I was with a group of 30 students visiting the Genocide Memorial Museum in Rwanda’s capital, Kigali. I walked by mass graves and felt sorrow and pain for the hundreds of thousands buried together beneath enormous concrete slabs. I questioned where God was, but as I went through the museum, He grabbed my attention to show me glimpses of light in the darkness. At the end of the display I sat in a room full of bones and skulls. God’s presence in the room was thick and my mind was caught up in images of Ezekiel 37, the dry bones in the valley clanking together as God breathed life back into their flesh. What I had previously thought an obscure Biblical doctrine—the bodily resurrection of the dead—suddenly jumped to life in front of me, and in the least of places I was filled with no small measure of hope. I arose from my seat, and looked one by one at each skull; they were children, women, men, many of their skulls shattered, and I said to each one “You will rise again.” As I spoke I felt this resurrecting power of God touch me, and I imagined the wild scene that was in store for this room on that day of resurrection.

Filled with hope, the next day, I went to a memorial in Butare, where thousands of Tutsis sought refuge in a school, only to be starved and slaughtered by those who welcomed them. Hundreds of bodies were preserved, on display in the rooms where they were killed. Their stench rose to my nose and tears filled my eyes as I felt the weight of pain, sorrow, and death. Everything I saw screamed at me with despair, but here, God’s light shone brightly in the middle of the darkness, and this time, as I walked into the last room, I could not keep from saying, through my tears, “Where, O Death, is thy sting?”

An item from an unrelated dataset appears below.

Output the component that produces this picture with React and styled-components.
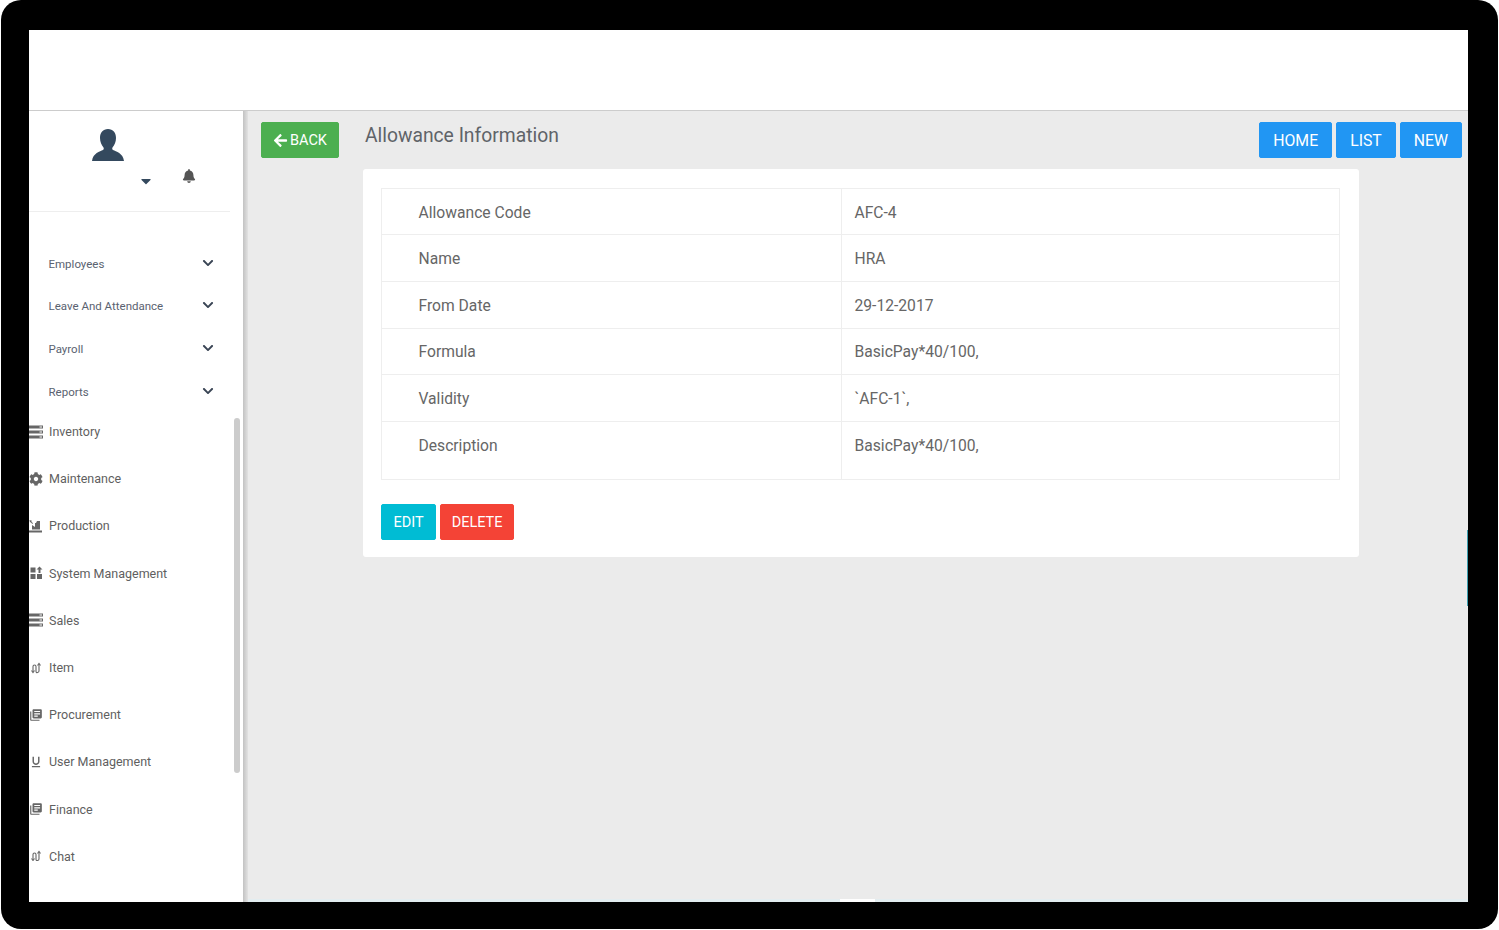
import React from "react";
import styled, { createGlobalStyle } from "styled-components";
import { FaArrowLeft, FaBell, FaChevronDown, FaCaretDown, FaCog } from "react-icons/fa";
import { MdLibraryBooks, MdFormatUnderlined } from "react-icons/md";

const Global = createGlobalStyle`
  html, body { margin: 0; padding: 0; background: #fff; }
  body { width: 1499px; height: 930px; overflow: hidden; font-family: Roboto, "Liberation Sans", sans-serif; }
  * { box-sizing: border-box; }
`;

const Frame = styled.div`
  width: 1497px; height: 929px; margin-left: 1px;
  background: #000;
  border-radius: 20px;
  padding: 30px 30px 27px 28px;
  display: flex; flex-direction: column;
`;
const TopBar = styled.header`
  height: 81px; flex: none; background: #fff; border-bottom: 1px solid #ccc;
`;
const Body = styled.div`
  flex: 1; min-height: 0; display: flex;
`;
const Sidebar = styled.aside`
  width: 214px; flex: none; background: #fff; position: relative; overflow: hidden;
  display: flex; flex-direction: column;
`;
const Profile = styled.div`
  width: 201px; height: 101px; flex: none; border-bottom: 1px solid #eee;
  display: flex; flex-direction: column; align-items: center; padding-top: 18px;
`;
const Avatar = styled.svg`
  width: 32px; height: 32px; color: #34495e; margin-left: -43px; flex: none;
`;
const ProfileTools = styled.div`
  display: flex; align-items: center; height: 24px; padding-left: 75px; gap: 28px;
`;
const Caret = styled(FaCaretDown)`
  color: #34495e; font-size: 16px; margin-top: 15px;
`;
const Bell = styled(FaBell)`
  color: #555; font-size: 14px; margin-top: 6px;
`;
const Scroller = styled.div`
  flex: 1; min-height: 0; margin-bottom: 41px; overflow: hidden;
`;
const SubMenu = styled.nav`
  padding-top: 31px; display: flex; flex-direction: column;
`;
const SubItem = styled.div`
  height: ${p => p.$h}px; display: flex; align-items: center; justify-content: space-between;
  padding: 0 29px 0 19.5px; font-size: 11.5px; color: #5a6270;
`;
const Chevron = styled(FaChevronDown)`
  font-size: 12px; color: #3a4555; margin-top: -2px;
`;
const MainMenu = styled.nav`
  display: flex; flex-direction: column; margin-top: -5px;
`;
const MenuItem = styled.div`
  height: 47.2px; flex: none; display: flex; align-items: center; gap: 6px;
  font-size: 12.5px; color: #5f5f5f; white-space: nowrap;
`;
const IconBox = styled.span`
  width: 14px; flex: none; display: flex; align-items: center; justify-content: center;
  color: #666; font-size: 14px; overflow: hidden;
`;
const ScrollThumb = styled.div`
  position: absolute; left: 205px; top: 307px; width: 6px; height: 355px;
  border-radius: 3px; background: #ccc;
`;
const Gutter = styled.div`
  width: 5px; flex: none; background: linear-gradient(90deg, #c2c2c2, #e2e2e2);
`;
const Main = styled.main`
  flex: 1; min-width: 0; background: #ebebeb; padding: 11px 6px 0 13px; position: relative;
  display: flex; flex-direction: column;
`;
const ActionBar = styled.div`
  display: flex; align-items: flex-start; height: 47px; flex: none;
`;
const Btn = styled.button`
  height: 36px; border: 1px solid ${p => p.$c}; background: ${p => p.$c}; color: #fff;
  border-radius: 2px; font: 400 ${p => p.$fs || 15.8}px Roboto, sans-serif;
  padding: ${p => p.$pt || 0}px ${p => p.$px || 13}px 0;
  display: inline-flex; align-items: center; gap: 2px; margin: 0;
`;
const PageTitle = styled.h1`
  margin: 0 0 0 26px; font: 400 19.3px/28px Roboto, sans-serif; color: #5f6368; flex: 1;
`;
const NavGroup = styled.div`
  display: flex; gap: 4px;
`;
const Card = styled.section`
  width: 996px; height: 388px; margin: 0 0 0 102px; flex: none; background: #fff; border-radius: 3px;
  padding: 19px 19px 0 18px;
`;
const Table = styled.table`
  width: 959px; height: 291px; border-collapse: collapse; table-layout: fixed;
  border: 1px solid #eee; font-size: 15.65px; color: #666;
`;
const Row = styled.tr`
  height: 46.5px;
  border-top: 1px solid #eee;
  &:first-child { height: 46px; }
  &:nth-child(2) { height: 47px; }
  &:last-child { height: 58px; }
  &:last-child td { vertical-align: top; padding-top: 14px; }
`;
const Key = styled.td`
  width: 460px; padding: 1px 0 0 36.5px; border-right: 1px solid #eee;
`;
const Value = styled.td`
  padding: 1px 0 0 12.5px;
`;
const CardActions = styled.div`
  display: flex; gap: 4px; margin-top: 24px;
`;
const BottomStrip = styled.div`
  position: absolute; left: 0; right: 0; bottom: 0; height: 3px;
  background: linear-gradient(90deg, #e3edf0 0 592px, #fff 592px 627px, #e3edf0 627px);
`;
const EdgeMark = styled.div`
  position: absolute; right: 0; top: 419px; width: 1px; height: 76px; background: #3c9fb0;
`;

const rows = [
  ["Allowance Code", "AFC-4"],
  ["Name", "HRA"],
  ["From Date", "29-12-2017"],
  ["Formula", "BasicPay*40/100,"],
  ["Validity", "`AFC-1`,"],
  ["Description", "BasicPay*40/100,"],
];

const ServerIcon = () => (
  <svg width="14" height="14" viewBox="0 0 14 14" fill="currentColor">
    <path d="M0 .5h14v3H0zM0 5.500h14v3H0zM0 10.500h14v3H0z" />
    <path fill="#fff" d="M10.500 1.500h2.500v1h-2.500zM10.500 6.500h2.500v1h-2.500zM10.500 11.500h2.500v1h-2.500z" />
  </svg>
);
const FactoryIcon = () => (
  <svg width="14" height="14" viewBox="0 0 14 14" fill="currentColor">
    <path d="M0 11.500h13v2H0z" />
    <path d="M3 10.500V6l3 2V4h1l1-2h3v8.500z" />
    <path d="M.5 1l2.500.7-.7.7L4 4.200l-.7.7L1.600 3.100l-.6.6z" />
  </svg>
);
const GridArrowIcon = () => (
  <svg width="14" height="14" viewBox="0 0 14 14" fill="currentColor">
    <path d="M1.500 1.500h5v5h-5zM1.500 8h5v5h-5zM8 8h5v5H8z" />
    <path d="M10.500.5l3 3h-2v3.500h-2V3.500h-2z" />
  </svg>
);
const SwapIcon = () => (
  <svg width="14" height="14" viewBox="0 0 14 14" fill="none" stroke="currentColor" strokeWidth="1.100">
    <path d="M4 11V5.500C4 3.500 7 3.500 7 5.500v5c0 2 3 1 3-.5V3" />
    <path d="M2.500 9.500L4 11.500l1.500-2M8.500 4.500L10 2.500l1.500 2" />
  </svg>
);

const menu = [
  ["Inventory", <ServerIcon />],
  ["Maintenance", <FaCog />],
  ["Production", <FactoryIcon />],
  ["System Management", <GridArrowIcon />],
  ["Sales", <ServerIcon />],
  ["Item", <SwapIcon />],
  ["Procurement", <MdLibraryBooks />],
  ["User Management", <MdFormatUnderlined />],
  ["Finance", <MdLibraryBooks />],
  ["Chat", <SwapIcon />],
];

export default function App() {
  return (
    <>
      <Global />
      <Frame>
        <TopBar />
        <Body>
          <Sidebar>
            <Profile>
              <Avatar viewBox="0 0 32 32" fill="currentColor">
                <path d="M16 0c-5 0-8 3.500-8 9 0 4 1.500 7 3.500 9.500.5 1 .3 2-.5 2.500C8 22.500 1 24 0 32h32c-1-8-8-9.500-11-11-.8-.5-1-1.500-.5-2.500C22.500 16 24 13 24 9c0-5.500-3-9-8-9z" />
              </Avatar>
              <ProfileTools>
                <Caret />
                <Bell />
              </ProfileTools>
            </Profile>
            <Scroller>
              <SubMenu>
                <SubItem $h={41}>Employees<Chevron /></SubItem>
                <SubItem $h={43}>Leave And Attendance<Chevron /></SubItem>
                <SubItem $h={43}>Payroll<Chevron /></SubItem>
                <SubItem $h={43}>Reports<Chevron /></SubItem>
              </SubMenu>
              <MainMenu>
                {menu.map(([label, icon]) => (
                  <MenuItem key={label}><IconBox>{icon}</IconBox>{label}</MenuItem>
                ))}
              </MainMenu>
            </Scroller>
            <ScrollThumb />
          </Sidebar>
          <Gutter />
          <Main>
            <ActionBar>
              <Btn $c="#4caf50" $px={11} $fs={14.5}><FaArrowLeft size={15} />BACK</Btn>
              <PageTitle>Allowance Information</PageTitle>
              <NavGroup>
                <Btn $c="#2196f3">HOME</Btn>
                <Btn $c="#2196f3">LIST</Btn>
                <Btn $c="#2196f3">NEW</Btn>
              </NavGroup>
            </ActionBar>
            <Card>
              <Table>
                <tbody>
                  {rows.map(([k, v]) => (
                    <Row key={k}><Key>{k}</Key><Value>{v}</Value></Row>
                  ))}
                </tbody>
              </Table>
              <CardActions>
                <Btn $c="#00bcd4" $px={11.5} $pt={2} $fs={14.5}>EDIT</Btn>
                <Btn $c="#f44336" $px={10.5} $pt={2} $fs={14.5}>DELETE</Btn>
              </CardActions>
            </Card>
            <EdgeMark />
            <BottomStrip />
          </Main>
        </Body>
      </Frame>
    </>
  );
}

I only stayed a week in Rwanda, but it was more than enough to see that this hope was no illusion. Survivors were reconciled with their families’ killers. Orphans of the genocide found new families. Where death was once so pervasive, forgiveness now ran free through the nation. I was most struck by the love I saw and felt during the few hours I spent at a church. Churchgoers brought things to offer God, but what they really offered were their lives, worshiping together with immeasurable love and sincerity. I felt like I had little faith in comparison; I would never expect God to turn so much around, but He has taught me to expect that He will do more than I can ask or imagine.